Cette vision dessinait un projet politique. Quand Nicolas Sarkozy expliquait que « la civilisation musulmane, la chrétienté, au-delà des crimes et des fautes qui furent commis en leur nom et qui ne sont pas excusables, ont ouvert les cœurs et les mentalités africaines à l’universel et à l’histoire », il suggérait tout de même que ces « crimes », au regard du bénéfice considérable qu’ils ont engendré, pouvaient être relativisés (le fameux « rôle positif » de la colonisation). Il affirmait en filigrane que la fin justifie les moyens. L’application politique de cette doctrine a conduit à la catastrophe libyenne.
Le macronisme, un sarkozysme soft ?
Mais le drame du sarkozysme, en tout cas dans son incarnation africaine, est qu’il ne s’est pas arrêté avec le départ de Nicolas Sarkozy. Face aux peuples d’Afrique francophone, Emmanuel Macron a lui aussi exhibé sa jeunesse, son volontarisme, sa modernité. Fort de ces atouts supposés, lui aussi a promis de tordre le cou à « la Françafrique » ; lui aussi a promis d’instaurer une relation décomplexée avec l’Afrique ; mais lui aussi, comme Nicolas Sarkozy, s’est arrêté aux mots.
Sous la présidence de ce dernier, à l’image de celle d’Emmanuel Macron, le joug monétaire de la France a été préservé, l’armée française s’est déployée en Afrique francophone, les régimes moyenâgeux du pré-carré ont souvent été confortés.

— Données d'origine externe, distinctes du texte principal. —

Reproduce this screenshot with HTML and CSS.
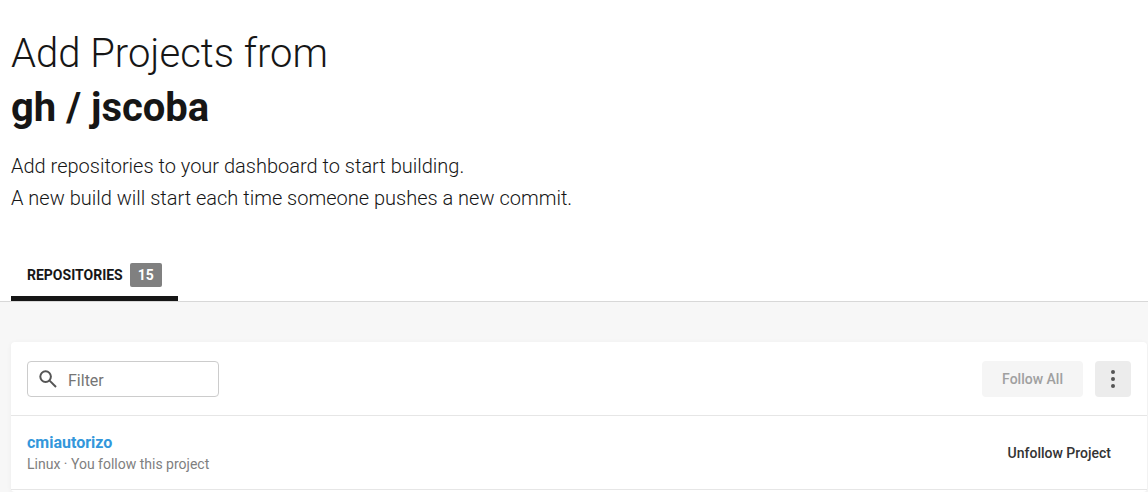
FILE: index.html
```html
<!DOCTYPE html>
<html lang="en">
<head>
<meta charset="utf-8">
<title>Add Projects</title>
<link rel="stylesheet" href="styles.css">
</head>
<body>
<header class="page-header">
  <h1 class="title">Add Projects from<br><strong>gh / jscoba</strong></h1>
  <p class="intro">Add repositories to your dashboard to start building.<br>A new build will start each time someone pushes a new commit.</p>
  <nav class="tabs">
    <a class="tab" href="#repositories">Repositories <span class="count">15</span></a>
  </nav>
</header>
<main class="content">
  <section class="card" id="repositories">
    <div class="toolbar">
      <label class="filter">
        <svg class="search-icon" viewBox="0 0 24 24" aria-hidden="true"><circle cx="9.600" cy="9.600" r="5.300"/><path d="M13.600 13.600L20 20"/></svg>
        <input class="filter-input" type="text" placeholder="Filter" aria-label="Filter">
      </label>
      <button class="follow-all" type="button" disabled>Follow All</button>
      <button class="more" type="button" aria-label="More options">
        <svg class="more-icon" viewBox="0 0 24 24" aria-hidden="true"><circle cx="12" cy="5" r="2"/><circle cx="12" cy="12" r="2"/><circle cx="12" cy="19" r="2"/></svg>
      </button>
    </div>
    <div class="project">
      <div class="project-info">
        <a class="project-name" href="#cmiautorizo">cmiautorizo</a>
        <span class="project-status">Linux · You follow this project</span>
      </div>
      <button class="unfollow" type="button">Unfollow Project</button>
    </div>
  </section>
</main>
</body>
</html>
```
FILE: styles.css
```css
* { box-sizing: border-box; }
body {
  margin: 0;
  min-height: 100vh;
  display: flex;
  flex-direction: column;
  background: #f7f7f7;
  color: #161616;
  font-family: Roboto, sans-serif;
}
button, input { font-family: inherit; }
.page-header {
  padding: 27px 11px 0;
  background: #fff;
  border-bottom: 1px solid #d8d8d8;
}
.title {
  margin: 0 0 15px;
  font-size: 40px;
  line-height: 54px;
  font-weight: 300;
}
.title strong { font-weight: 700; }
.intro {
  margin: 0;
  font-size: 20px;
  line-height: 32px;
  font-weight: 300;
}
.tabs { display: flex; margin-top: 49px; }
.tab {
  display: flex;
  align-items: center;
  gap: 7px;
  padding: 0 16px 9px;
  border-bottom: 5px solid #161616;
  color: #161616;
  font-size: 14px;
  line-height: 24px;
  font-weight: 700;
  text-transform: uppercase;
  text-decoration: none;
}
.count {
  padding: 0 8px;
  border-radius: 2px;
  background: #808080;
  color: #fff;
}
.content { flex: 1; display: flex; padding: 40px 1px 0 11px; }
.card {
  flex: 1;
  background: #fff;
  border-radius: 4px;
  box-shadow: 0 1px 5px rgba(0, 0, 0, 0.05);
}
.toolbar {
  display: flex;
  align-items: center;
  gap: 12px;
  padding: 19px 16px 18px;
  border-bottom: 1px solid #e6e6e6;
}
.filter {
  display: flex;
  align-items: center;
  gap: 8px;
  width: 192px;
  height: 36px;
  margin-right: auto;
  padding: 0 8px;
  border: 1px solid #ccc;
  border-radius: 4px;
}
.search-icon {
  flex: none;
  width: 24px;
  height: 24px;
  fill: none;
  stroke: #555;
  stroke-width: 2;
}
.filter-input {
  flex: 1;
  min-width: 0;
  padding: 2px 0 0;
  border: 0;
  outline: 0;
  background: none;
  color: #161616;
  font-size: 16px;
}
.filter-input::placeholder { color: #757575; }
.follow-all, .more {
  height: 36px;
  border: 0;
  border-radius: 4px;
}
.follow-all {
  padding: 0 20px;
  background: #f5f5f5;
  color: #a0a0a0;
  font-size: 14px;
  font-weight: 500;
}
.more { display: grid; place-items: center; width: 36px; padding: 0; background: #ececec; }
.more-icon { width: 24px; height: 24px; fill: #555; }
.project {
  display: flex;
  align-items: center;
  justify-content: space-between;
  padding: 16px 36px 14px 16px;
  border-bottom: 1px solid #e6e6e6;
}
.project-info { display: flex; flex-direction: column; }
.project-name {
  color: #3397db;
  font-size: 16px;
  line-height: 22px;
  font-weight: 700;
  text-decoration: none;
}
.project-status { color: #808080; font-size: 14px; line-height: 21px; }
.unfollow {
  padding: 0 0 2px;
  border: 0;
  background: none;
  color: #333;
  font-size: 14px;
  font-weight: 500;
}
```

Commentant l’actualité sénégalaise récente, marquée par des émeutes populaires consécutives à l’arrestation de l’opposant Ousmane Sonko, au cours desquelles des symboles français ont été pris pour cible, l’éditorialiste Éric Zemmour indiquait récemment sur la chaîne de télévision française CNews avoir été informé que « Macron avait hésité, qu’il avait songé à envoyer la marine française, une intervention militaire, puis qu’il s’était rétracté… « .
Le macronisme, un sarkozysme soft ? Qu’importe in fine : c’est à l’Afrique, non pas « d’entrer dans l’histoire », mais d’écrire sa propre histoire.